#### [WHAT THE TASK REQUIRES]
Give back every line exactly as it appears, pictures excluded.

#### [MATERIAL]
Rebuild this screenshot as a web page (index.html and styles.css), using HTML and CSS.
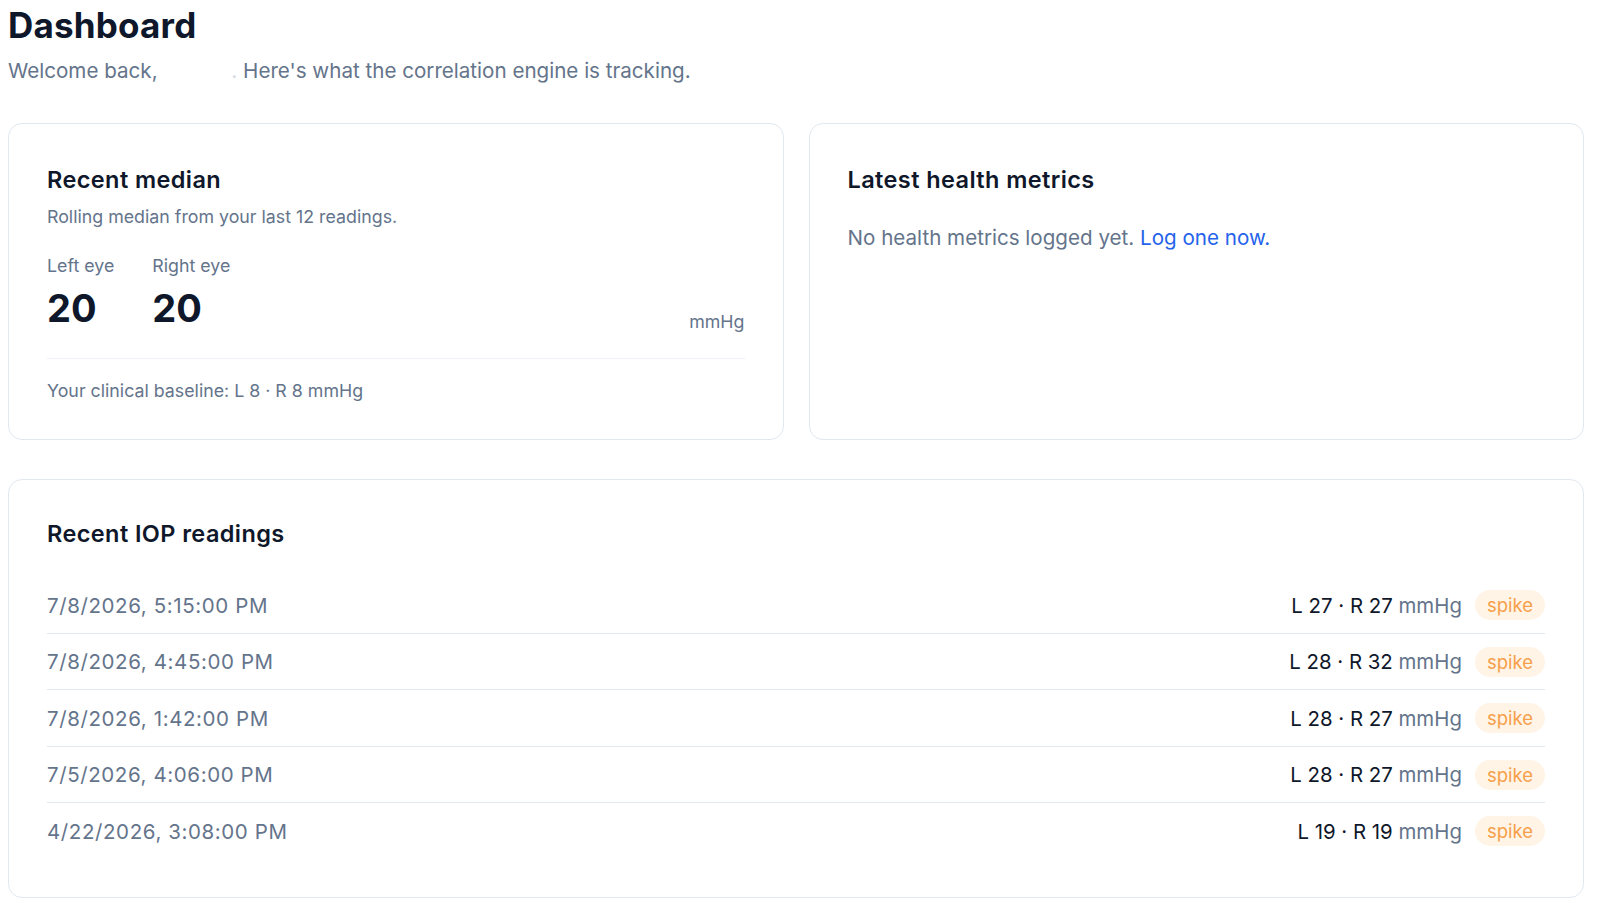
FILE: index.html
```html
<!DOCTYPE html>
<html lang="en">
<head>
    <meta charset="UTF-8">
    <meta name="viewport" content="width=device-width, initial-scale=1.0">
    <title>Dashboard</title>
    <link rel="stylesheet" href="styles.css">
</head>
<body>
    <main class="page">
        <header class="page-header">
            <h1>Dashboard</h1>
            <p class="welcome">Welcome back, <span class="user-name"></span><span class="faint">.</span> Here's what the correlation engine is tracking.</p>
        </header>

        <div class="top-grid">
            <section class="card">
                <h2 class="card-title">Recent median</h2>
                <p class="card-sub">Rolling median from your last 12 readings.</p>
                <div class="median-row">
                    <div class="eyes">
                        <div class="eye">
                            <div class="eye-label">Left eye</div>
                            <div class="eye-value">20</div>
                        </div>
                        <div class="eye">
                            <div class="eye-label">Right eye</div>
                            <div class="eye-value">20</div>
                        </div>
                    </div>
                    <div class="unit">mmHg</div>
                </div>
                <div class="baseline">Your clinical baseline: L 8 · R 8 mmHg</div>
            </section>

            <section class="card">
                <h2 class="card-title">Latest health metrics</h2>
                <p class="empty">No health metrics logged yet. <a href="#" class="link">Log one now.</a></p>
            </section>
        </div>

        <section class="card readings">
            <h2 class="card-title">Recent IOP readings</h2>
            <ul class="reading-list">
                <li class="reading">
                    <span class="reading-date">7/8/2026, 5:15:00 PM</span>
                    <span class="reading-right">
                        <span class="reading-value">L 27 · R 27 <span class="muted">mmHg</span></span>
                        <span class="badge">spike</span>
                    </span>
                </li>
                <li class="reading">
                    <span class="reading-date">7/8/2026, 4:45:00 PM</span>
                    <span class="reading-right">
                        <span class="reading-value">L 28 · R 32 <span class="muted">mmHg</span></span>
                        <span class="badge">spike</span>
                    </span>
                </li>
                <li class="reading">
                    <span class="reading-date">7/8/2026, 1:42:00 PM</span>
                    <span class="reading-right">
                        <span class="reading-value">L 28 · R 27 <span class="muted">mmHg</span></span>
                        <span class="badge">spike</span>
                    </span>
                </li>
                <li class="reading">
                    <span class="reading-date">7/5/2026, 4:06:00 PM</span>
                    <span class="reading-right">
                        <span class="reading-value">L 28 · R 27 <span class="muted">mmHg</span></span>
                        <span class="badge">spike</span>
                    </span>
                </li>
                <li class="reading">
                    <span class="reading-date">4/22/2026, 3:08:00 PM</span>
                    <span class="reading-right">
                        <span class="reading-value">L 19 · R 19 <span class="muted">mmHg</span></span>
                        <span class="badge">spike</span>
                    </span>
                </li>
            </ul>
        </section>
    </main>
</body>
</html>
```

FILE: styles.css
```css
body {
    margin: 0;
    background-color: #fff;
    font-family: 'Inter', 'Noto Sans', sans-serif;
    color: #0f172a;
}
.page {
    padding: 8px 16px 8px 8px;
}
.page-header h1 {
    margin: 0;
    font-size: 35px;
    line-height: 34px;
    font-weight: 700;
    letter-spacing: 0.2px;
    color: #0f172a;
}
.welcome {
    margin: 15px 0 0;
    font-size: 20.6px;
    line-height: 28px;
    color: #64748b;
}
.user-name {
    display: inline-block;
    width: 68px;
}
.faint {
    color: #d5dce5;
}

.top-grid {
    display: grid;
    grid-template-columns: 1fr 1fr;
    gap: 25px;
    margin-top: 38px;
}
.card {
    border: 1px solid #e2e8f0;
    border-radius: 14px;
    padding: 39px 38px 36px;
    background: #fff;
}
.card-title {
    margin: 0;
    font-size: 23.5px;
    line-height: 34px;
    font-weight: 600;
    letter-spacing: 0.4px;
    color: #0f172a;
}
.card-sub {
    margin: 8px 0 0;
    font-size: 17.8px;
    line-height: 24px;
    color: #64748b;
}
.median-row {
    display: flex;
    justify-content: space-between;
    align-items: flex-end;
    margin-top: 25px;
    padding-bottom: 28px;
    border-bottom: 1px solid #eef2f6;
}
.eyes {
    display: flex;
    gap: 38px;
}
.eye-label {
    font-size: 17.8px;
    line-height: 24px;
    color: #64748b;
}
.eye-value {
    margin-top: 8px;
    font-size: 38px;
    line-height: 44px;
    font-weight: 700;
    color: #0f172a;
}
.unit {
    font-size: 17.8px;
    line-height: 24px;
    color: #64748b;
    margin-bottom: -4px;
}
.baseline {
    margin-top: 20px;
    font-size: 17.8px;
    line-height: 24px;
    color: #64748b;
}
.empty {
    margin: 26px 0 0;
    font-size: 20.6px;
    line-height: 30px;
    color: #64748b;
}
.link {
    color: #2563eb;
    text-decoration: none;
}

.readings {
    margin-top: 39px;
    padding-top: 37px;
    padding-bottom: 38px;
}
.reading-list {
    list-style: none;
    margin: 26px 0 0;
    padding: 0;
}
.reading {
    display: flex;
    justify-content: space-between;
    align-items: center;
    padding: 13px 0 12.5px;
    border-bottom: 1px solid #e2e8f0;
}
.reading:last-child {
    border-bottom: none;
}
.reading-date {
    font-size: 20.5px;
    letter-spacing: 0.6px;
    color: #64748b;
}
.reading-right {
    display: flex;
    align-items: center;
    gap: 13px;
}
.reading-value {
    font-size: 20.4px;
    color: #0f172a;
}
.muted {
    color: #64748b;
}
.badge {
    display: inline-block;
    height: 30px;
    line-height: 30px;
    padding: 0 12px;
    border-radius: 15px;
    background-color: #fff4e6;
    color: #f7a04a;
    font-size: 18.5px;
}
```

#### [CORRECT OUTPUT]
Rebuild this screenshot as a web page (index.html and styles.css), using HTML and CSS.
FILE: index.html
```html
<!DOCTYPE html>
<html lang="en">
<head>
    <meta charset="UTF-8">
    <meta name="viewport" content="width=device-width, initial-scale=1.0">
    <title>Dashboard</title>
    <link rel="stylesheet" href="styles.css">
</head>
<body>
    <main class="page">
        <header class="page-header">
            <h1>Dashboard</h1>
            <p class="welcome">Welcome back, <span class="user-name"></span><span class="faint">.</span> Here's what the correlation engine is tracking.</p>
        </header>

        <div class="top-grid">
            <section class="card">
                <h2 class="card-title">Recent median</h2>
                <p class="card-sub">Rolling median from your last 12 readings.</p>
                <div class="median-row">
                    <div class="eyes">
                        <div class="eye">
                            <div class="eye-label">Left eye</div>
                            <div class="eye-value">20</div>
                        </div>
                        <div class="eye">
                            <div class="eye-label">Right eye</div>
                            <div class="eye-value">20</div>
                        </div>
                    </div>
                    <div class="unit">mmHg</div>
                </div>
                <div class="baseline">Your clinical baseline: L 8 · R 8 mmHg</div>
            </section>

            <section class="card">
                <h2 class="card-title">Latest health metrics</h2>
                <p class="empty">No health metrics logged yet. <a href="#" class="link">Log one now.</a></p>
            </section>
        </div>

        <section class="card readings">
            <h2 class="card-title">Recent IOP readings</h2>
            <ul class="reading-list">
                <li class="reading">
                    <span class="reading-date">7/8/2026, 5:15:00 PM</span>
                    <span class="reading-right">
                        <span class="reading-value">L 27 · R 27 <span class="muted">mmHg</span></span>
                        <span class="badge">spike</span>
                    </span>
                </li>
                <li class="reading">
                    <span class="reading-date">7/8/2026, 4:45:00 PM</span>
                    <span class="reading-right">
                        <span class="reading-value">L 28 · R 32 <span class="muted">mmHg</span></span>
                        <span class="badge">spike</span>
                    </span>
                </li>
                <li class="reading">
                    <span class="reading-date">7/8/2026, 1:42:00 PM</span>
                    <span class="reading-right">
                        <span class="reading-value">L 28 · R 27 <span class="muted">mmHg</span></span>
                        <span class="badge">spike</span>
                    </span>
                </li>
                <li class="reading">
                    <span class="reading-date">7/5/2026, 4:06:00 PM</span>
                    <span class="reading-right">
                        <span class="reading-value">L 28 · R 27 <span class="muted">mmHg</span></span>
                        <span class="badge">spike</span>
                    </span>
                </li>
                <li class="reading">
                    <span class="reading-date">4/22/2026, 3:08:00 PM</span>
                    <span class="reading-right">
                        <span class="reading-value">L 19 · R 19 <span class="muted">mmHg</span></span>
                        <span class="badge">spike</span>
                    </span>
                </li>
            </ul>
        </section>
    </main>
</body>
</html>
```

FILE: styles.css
```css
body {
    margin: 0;
    background-color: #fff;
    font-family: 'Inter', 'Noto Sans', sans-serif;
    color: #0f172a;
}
.page {
    padding: 8px 16px 8px 8px;
}
.page-header h1 {
    margin: 0;
    font-size: 35px;
    line-height: 34px;
    font-weight: 700;
    letter-spacing: 0.2px;
    color: #0f172a;
}
.welcome {
    margin: 15px 0 0;
    font-size: 20.6px;
    line-height: 28px;
    color: #64748b;
}
.user-name {
    display: inline-block;
    width: 68px;
}
.faint {
    color: #d5dce5;
}

.top-grid {
    display: grid;
    grid-template-columns: 1fr 1fr;
    gap: 25px;
    margin-top: 38px;
}
.card {
    border: 1px solid #e2e8f0;
    border-radius: 14px;
    padding: 39px 38px 36px;
    background: #fff;
}
.card-title {
    margin: 0;
    font-size: 23.5px;
    line-height: 34px;
    font-weight: 600;
    letter-spacing: 0.4px;
    color: #0f172a;
}
.card-sub {
    margin: 8px 0 0;
    font-size: 17.8px;
    line-height: 24px;
    color: #64748b;
}
.median-row {
    display: flex;
    justify-content: space-between;
    align-items: flex-end;
    margin-top: 25px;
    padding-bottom: 28px;
    border-bottom: 1px solid #eef2f6;
}
.eyes {
    display: flex;
    gap: 38px;
}
.eye-label {
    font-size: 17.8px;
    line-height: 24px;
    color: #64748b;
}
.eye-value {
    margin-top: 8px;
    font-size: 38px;
    line-height: 44px;
    font-weight: 700;
    color: #0f172a;
}
.unit {
    font-size: 17.8px;
    line-height: 24px;
    color: #64748b;
    margin-bottom: -4px;
}
.baseline {
    margin-top: 20px;
    font-size: 17.8px;
    line-height: 24px;
    color: #64748b;
}
.empty {
    margin: 26px 0 0;
    font-size: 20.6px;
    line-height: 30px;
    color: #64748b;
}
.link {
    color: #2563eb;
    text-decoration: none;
}

.readings {
    margin-top: 39px;
    padding-top: 37px;
    padding-bottom: 38px;
}
.reading-list {
    list-style: none;
    margin: 26px 0 0;
    padding: 0;
}
.reading {
    display: flex;
    justify-content: space-between;
    align-items: center;
    padding: 13px 0 12.5px;
    border-bottom: 1px solid #e2e8f0;
}
.reading:last-child {
    border-bottom: none;
}
.reading-date {
    font-size: 20.5px;
    letter-spacing: 0.6px;
    color: #64748b;
}
.reading-right {
    display: flex;
    align-items: center;
    gap: 13px;
}
.reading-value {
    font-size: 20.4px;
    color: #0f172a;
}
.muted {
    color: #64748b;
}
.badge {
    display: inline-block;
    height: 30px;
    line-height: 30px;
    padding: 0 12px;
    border-radius: 15px;
    background-color: #fff4e6;
    color: #f7a04a;
    font-size: 18.5px;
}
```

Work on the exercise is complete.